Certains, devant les tirs des journaux laïques, toujours avides de commérages sur l'Eglise , parlent de la Curie romaine comme d'un repaire de la pègre, l'endroit où, par excellence, tout est corrompu, et pas par hasard, mais par sa nature même. Ceux-là, à qui l'histoire, y compris ecclésiastique, a très peu enseigné, semblent suggérer un subtil chantage à l'autorité légitime de l'Eglise: puisque, en dépit des nombreuses mises à jour post-conciliaires, vous ne voulez pas céder, dans le maintien d'une forme monarchique (et non d'une démocratie élective) de la Papauté - ni sur le célibat, ni sur l'ordination des femmes et ainsi de suite - vous êtes co-responsables des abus, typiques des vieilles Cours de pouvoir de tel ou tel souverain.

Les choses, en vérité, doivent être vues de manière diamétralement opposée. C'est précisément la tendance, autrefois protestante puis moderniste, donc post-conciliaire, favorable au pouvoir d'en bas, à l'auto-gouvernement et au refus du droit pénal dans l'Eglise, qui a fait prospérer la crise actuelle. Déjà en écrivant aux catholiques d'Irlande, à propos des abus du clergé sur des mineurs, Benoît XVI signalait le lien de causalité entre la mentalité large des années du Concile et l'absence de répression des crimes, laquelle a indubitablement favorisé et encouragé le mal de la pédophilie, et ainsi tous les autres maux (1).

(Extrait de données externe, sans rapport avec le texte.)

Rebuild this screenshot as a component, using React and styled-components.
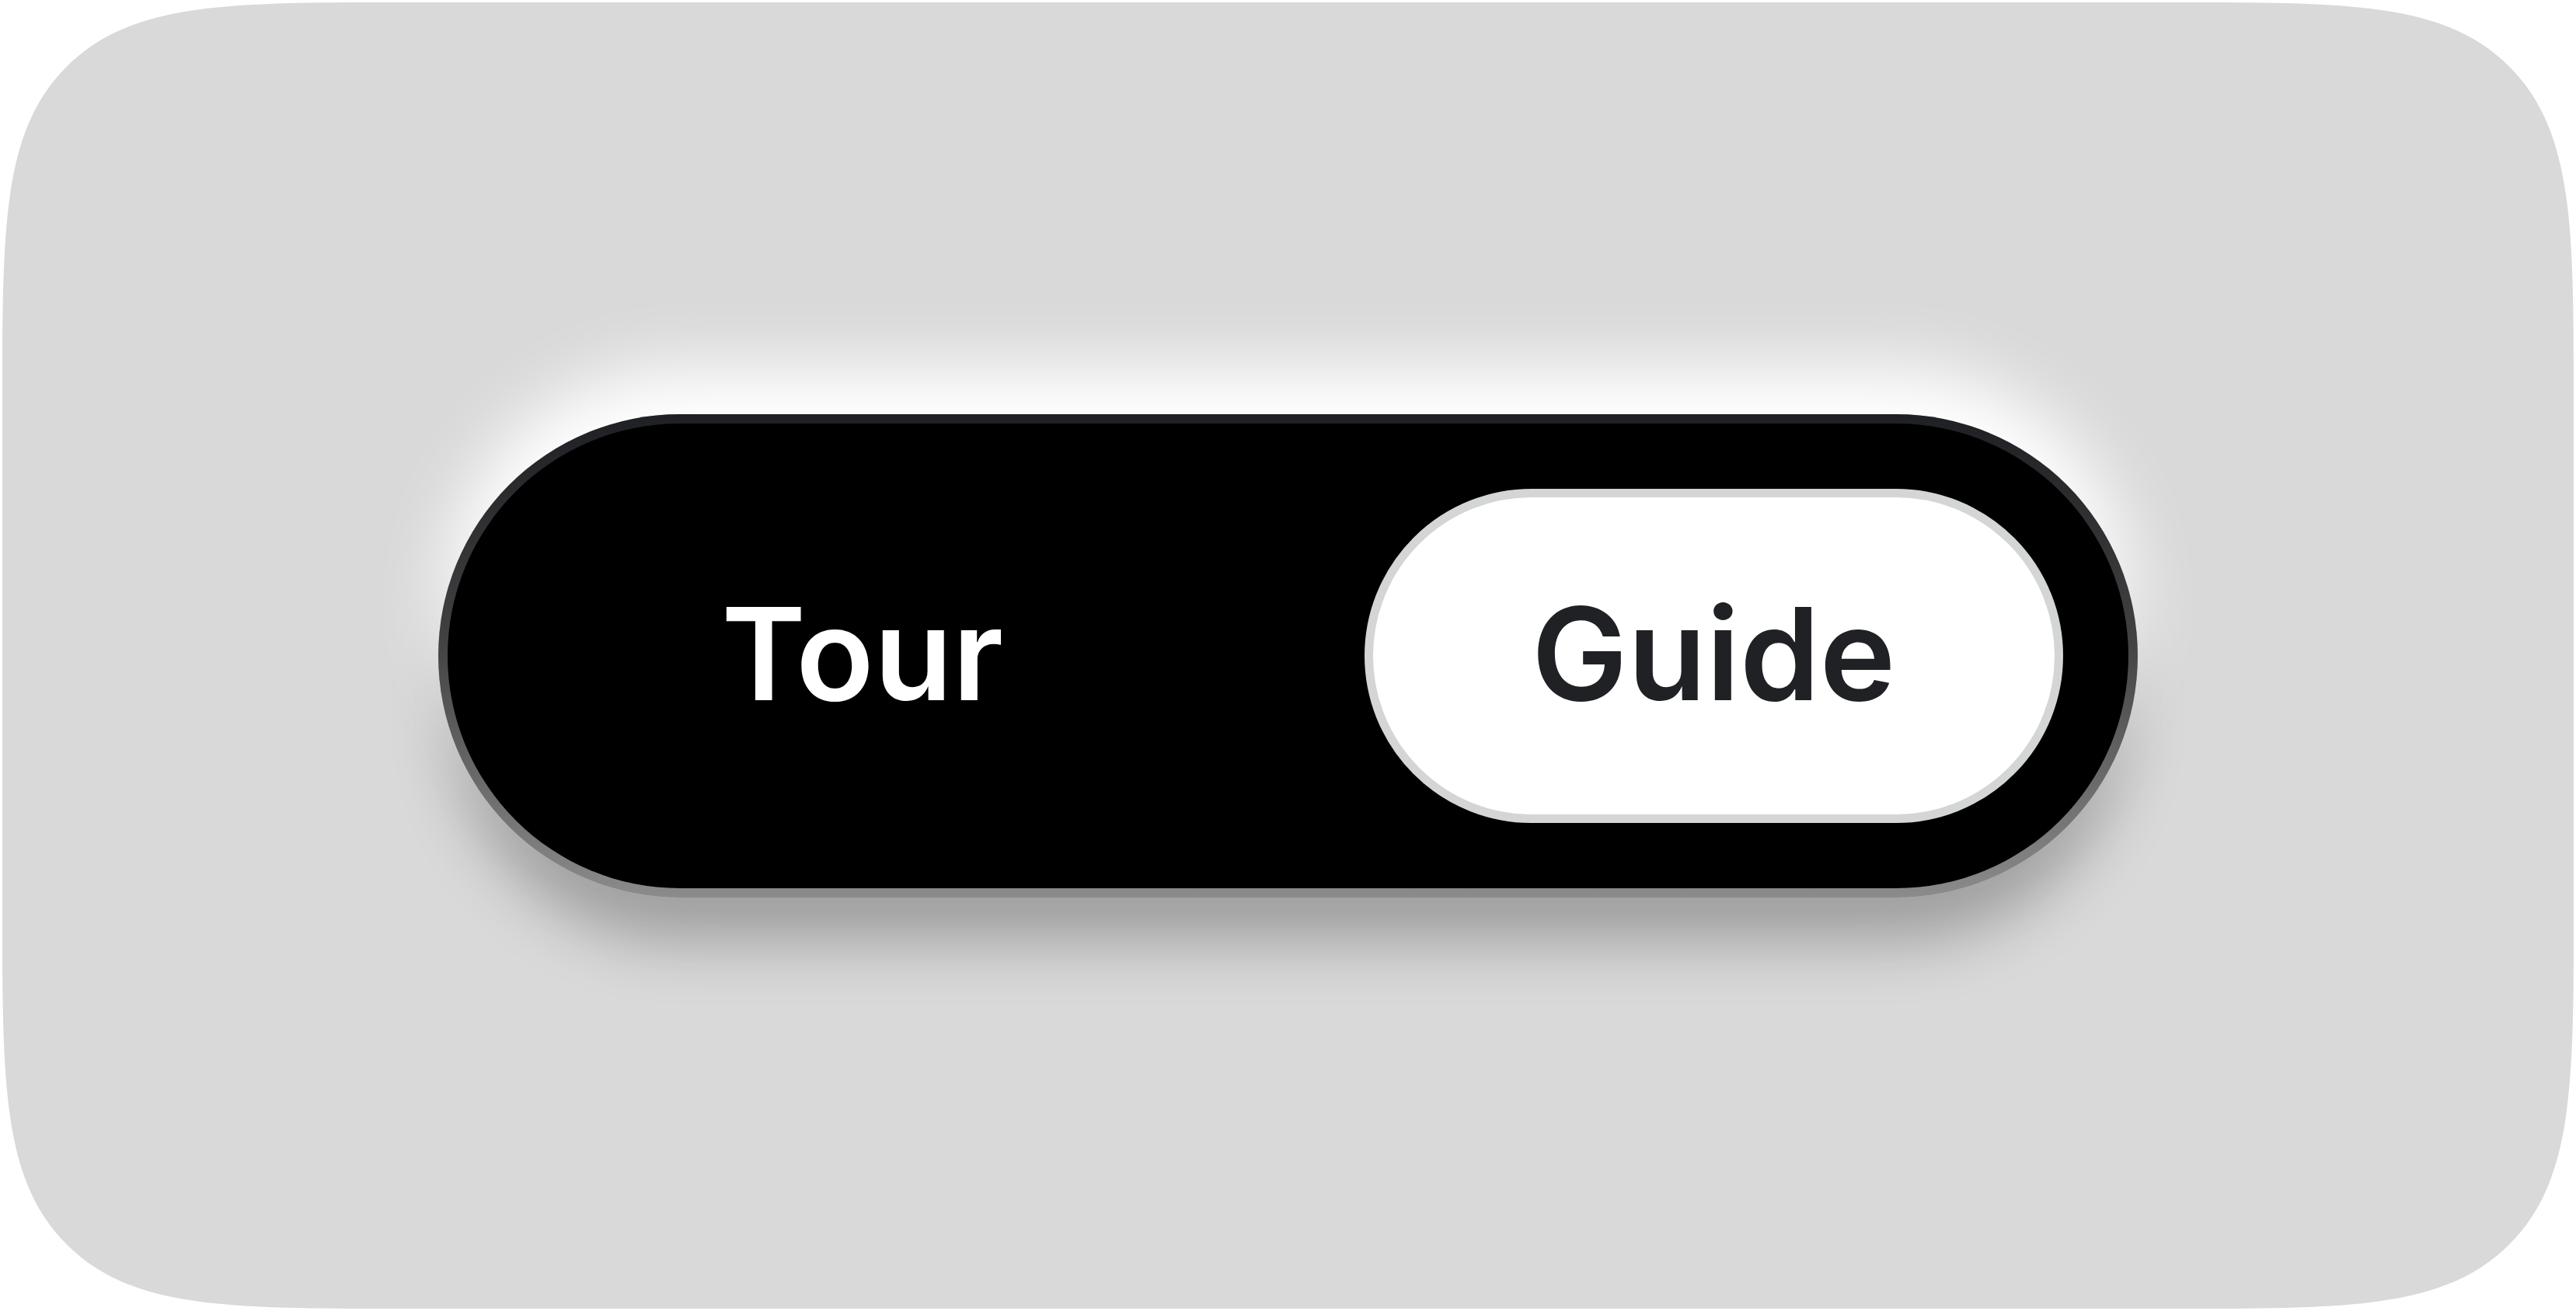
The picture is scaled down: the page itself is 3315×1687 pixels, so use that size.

A force de s'identifier avec le monde, et beaucoup moins avec le Christ, l'Eglise a commencé progressivement à penser comme le monde, lequel, depuis la Révolution française, prêche constamment la «liberté» et condamne parallèlement «l'autorité». Mais sans autorité, la liberté, tôt ou tard, devient arbitraire, licence, libertinage, et loi du plus fort. Et aujourd'hui, les forts sont les potentats de matrice laïco-maçonnico-financière, qui font la pluie et le beau temps, non seulement dans l'économie, leur domaine de prédilection, mais ce qui est plus grave dans la vie politique et dans la culture.
Par ailleurs, si les prêtres catholiques ne se forment plus à l'école de « l'imitation de Jesus-Christ» (2) et des Exercices Spirituels de saint Ignace, mais se (dé)-forment en suivant les nouveaux chanteurs de l'aggiornamento «no limits» de la théologie moderne, la recherche de la perfection et du détachement de la médiocrité (dont le nom est légion) devient une denrée rare, et même considérée comme inutile.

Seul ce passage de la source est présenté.